Agreed, I'm not saying this is the end-game or that it will be perfect. But a simple rule (that's actually enforced) saying that you are forbidden to serve a different experience to the Google bot vs a normal visitor would take care of Pinterest for example, and they're not even doing that despite it being a major complaint especially in tech-circles where Googlers no doubt lurk.
Average users may not pay, but specialized users may pay and pay more than enough to subsidize some sort of free tier.

Not to mention, if free search engines keep devolving into an endless sea of spam, people may have no choice but to start paying.
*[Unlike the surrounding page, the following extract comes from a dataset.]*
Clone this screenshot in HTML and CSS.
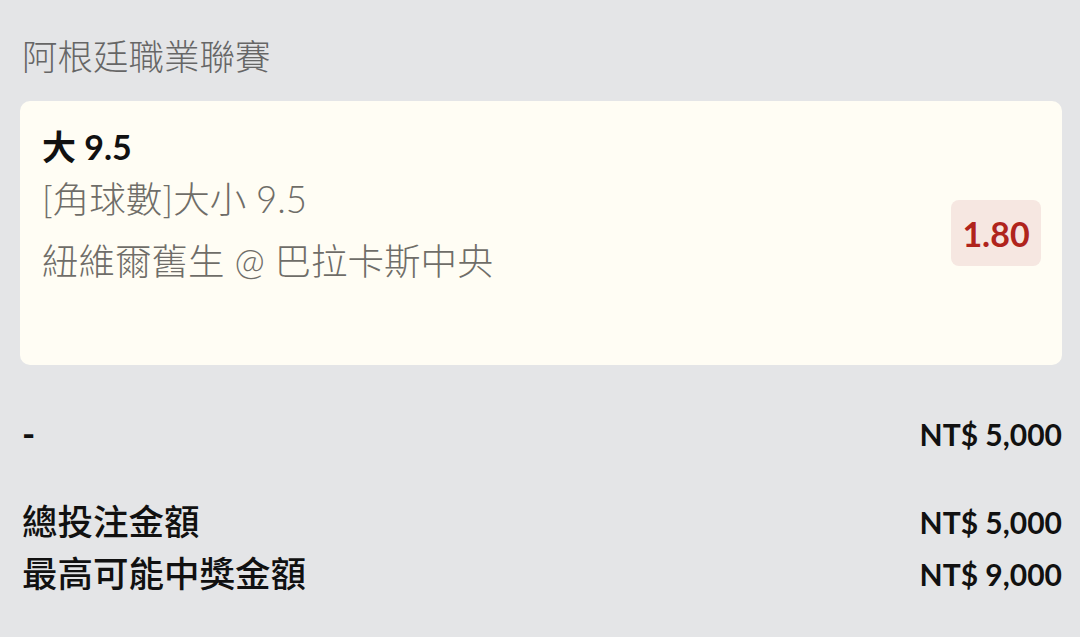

There's plenty of things out there people pay for not necessarily by choice but because there's nothing else out there that would accomplish the task at hand.

> Average users may not pay, but specialized users may pay and pay more than enough to subsidize some sort of free tier.

If I can, I'm happy to pay, so others doesn't need to. I don't understand why I'm in minority and most of the people thinking only about themselves.

I'm happy to pay because for many years I also had to use free services, paid by others (or ads, but ads I'm blocking however I can).

I would pay for an app that searches my stuff and provides some kind of intelligent agent for web knowledge.